1917 / COMPOSER: THOMAS NEWMAN / LABEL: MUSIC ON VINYL / RELEASE DATE: MARCH 13TH
In the liner notes for Thomas Newman's score for his film 1917, director Sam Mendes writes, “This score for 1917 is wonderful. The fruits, I suppose, of 21 years of collaboration.” It's a simple statement, but an apt one, considering that beginning with 1999's American Beauty, composer Newman has worked with director Mendes on seven films. It's been a fruitful collaboration, with Newman receiving numerous Oscar nominations – although no wins, as of yet – along with BAFTA and Grammy victories for these compositions.
The score to1917 was itself nominated for an Oscar, although it lost to Hildur Guðnadóttir's work on Joker. It's a shame that Newman hasn't yet been rewarded by the Academy of Motion Picture Arts and Sciences, and also that 2019 was such a strong year for his competitors because 1917 is a glorious, fantastic score because the film requires the composer to walk a fine line between meditative contemplation and energetic action.
The score isn't quite presented in chronological order, instead ordered as a collection which more readily complements the flow of an album.

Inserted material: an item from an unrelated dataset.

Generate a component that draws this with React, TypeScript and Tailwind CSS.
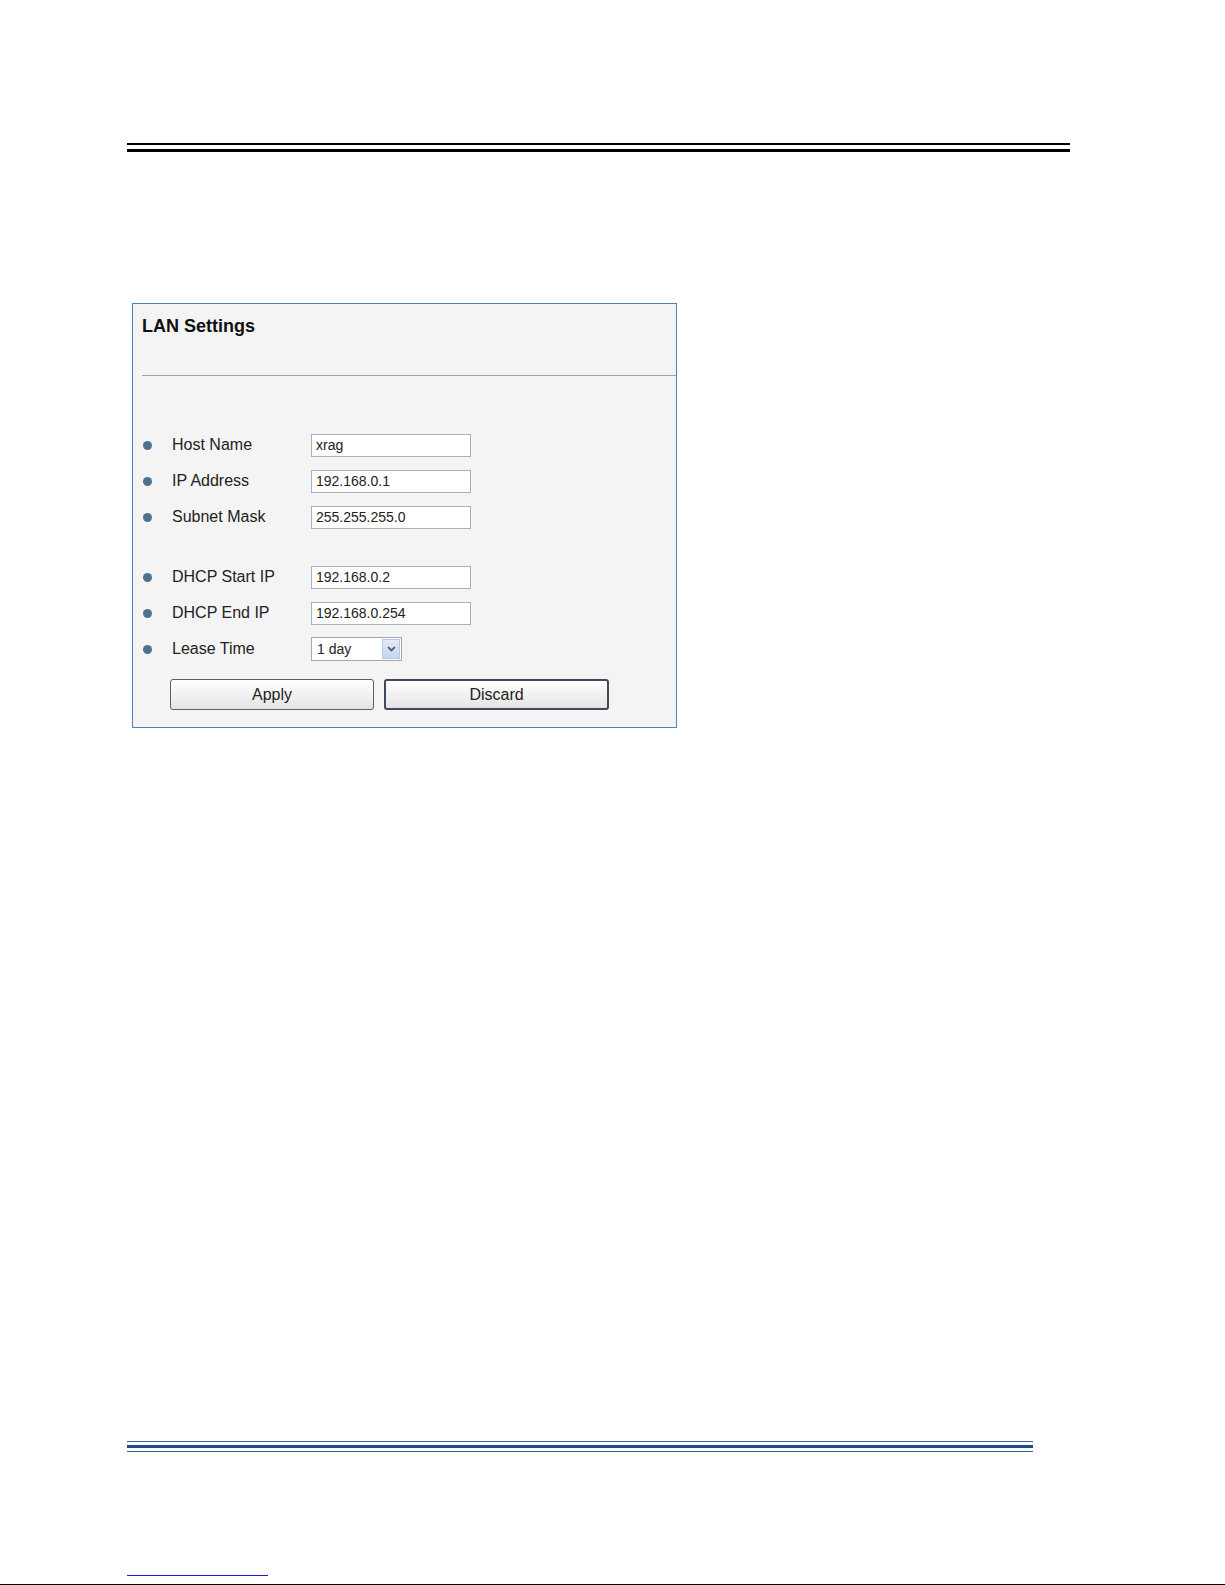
import React from 'react';

interface Field {
  label: string;
  value: string;
  select?: boolean;
}

const groupA: Field[] = [
  { label: 'Host Name', value: 'xrag' },
  { label: 'IP Address', value: '192.168.0.1' },
  { label: 'Subnet Mask', value: '255.255.255.0' },
];

const groupB: Field[] = [
  { label: 'DHCP Start IP', value: '192.168.0.2' },
  { label: 'DHCP End IP', value: '192.168.0.254' },
  { label: 'Lease Time', value: '1 day', select: true },
];

function Row({ field }: { field: Field }) {
  return (
    <div className="flex items-center h-[36px]">
      <span className="ml-[10px] w-[9px] h-[9px] rounded-full bg-[#4f7190]" />
      <span className="ml-[20px] w-[139px] text-[16px] text-[#222]">{field.label}</span>
      {field.select ? (
        <div className="flex items-center w-[91px] h-[24px] border border-[#9fa9b6] bg-white">
          <span className="flex-1 pl-[5px] text-[14px] text-[#222]">{field.value}</span>
          <span className="mr-[1px] w-[18px] h-[20px] flex items-center justify-center border border-[#b7c8e0] bg-gradient-to-b from-[#e4ecf7] to-[#c6d6ec]">
            <svg width="9" height="6" viewBox="0 0 9 6">
              <path d="M1 1 L4.5 4.5 L8 1" fill="none" stroke="#4d6185" strokeWidth="1.8" />
            </svg>
          </span>
        </div>
      ) : (
        <div className="flex items-center w-[160px] h-[23px] border border-[#a9b0b8] bg-white pl-[4px] text-[14px] text-[#222]">
          {field.value}
        </div>
      )}
    </div>
  );
}

export default function App() {
  return (
    <div className="relative w-[1225px] h-[1585px] bg-white overflow-hidden" style={{ fontFamily: '"Liberation Sans", Arial, sans-serif' }}>
      <div className="pt-[143px] pl-[127px]">
        {/* header rule */}
        <div className="w-[943px]">
          <div className="h-[2px] bg-black" />
          <div className="h-[4px]" />
          <div className="h-[3px] bg-black" />
        </div>

        {/* panel */}
        <div className="mt-[151px] ml-[5px] w-[545px] h-[425px] border border-[#4f81bd] bg-[#f4f4f4]">
          <div className="ml-[9px] h-[72px] border-b border-[#a3a3a3] pt-[11px]">
            <h1 className="text-[18px] leading-[22px] font-bold text-[#111]">LAN Settings</h1>
          </div>
          <div className="pt-[51px]">
            {groupA.map((f) => (
              <Row key={f.label} field={f} />
            ))}
            <div className="h-[24px]" />
            {groupB.map((f) => (
              <Row key={f.label} field={f} />
            ))}
            <div className="flex gap-[10px] mt-[12px] ml-[37px]">
              <button className="w-[204px] h-[31px] rounded-[3px] border border-[#5a5f66] bg-gradient-to-b from-white to-[#e4e4e4] text-[16px] text-[#222]">
                Apply
              </button>
              <button className="w-[225px] h-[31px] rounded-[3px] border-2 border-[#3e4a58] bg-gradient-to-b from-white to-[#e4e4e4] text-[16px] text-[#222]">
                Discard
              </button>
            </div>
          </div>
        </div>

        {/* footer rule */}
        <div className="mt-[713px] w-[906px]">
          <div className="h-[1px] bg-[#3a5e96]" />
          <div className="h-[3px]" />
          <div className="h-[3px] bg-[#1f4a8a]" />
          <div className="h-[3px]" />
          <div className="h-[1px] bg-[#3a5e96]" />
        </div>

        <div className="mt-[123px] w-[141px] h-[1px] bg-[#1a1adb]" />
      </div>
      <div className="absolute left-0 right-0 bottom-0 h-[1px] bg-black" />
    </div>
  );
}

This means that the score's absolute highlight, “The Night Window” – which scores the scene in which Schofield finds himself gazing across a devastated town as fires and explosions light everything in the stark outlines of a Man Ray photograph, crossed with the horror of discovering Albrecht Dürer – comes at the beginning of the second side of the first LP, even before the likes of “Tripwire,” which happens far earlier in the film. There's nothing wrong with that piece coming so soon, however, as it's beautifully dreamy, in stark contrast to the horror the solider experiences.
That statement, actually, can be said to be the whole of Newman's score for 1917. The entirety of this music focuses on the beauty of what's going on. With the rare exceptions of the opening pieces “1917” and “Up the Down Trench,” as well as “Sixteen Hundred Men” – all of which soundtrack the film's more emphatically action-oriented scenes – the music never attempts to Mickey Mouse Mendes' film. 1917's score tries to find the hidden truth of every scene, rather than simply relaying back to the viewer what's onscreen.
The At the Movies / Music on Vinyl double vinyl LP release is absolutely fantastic. Pressed on translucent green vinyl, in a limited edition of 2000 copies, it looks and sounds quite vibrant, reproducing the low and high notes perfectly, while also finding a middle balance which doesn't feel muddled. The gatefold sleeve features the scene wherein Schofield comes across another soldier in a stand of trees, singing “Wayfaring Stranger” in a haunting voice, and there are more images from the film in the liner notes, as well. It's really quite gorgeous.
Sadly, the score doesn't feature that song, as performed by actor and singer Jos Slovick, although the singer did manage to release it as a three-song single on Spotify a couple of weeks ago. Its inclusion would have really tied the album together, but one can understand that it might've distracted from Newman's score.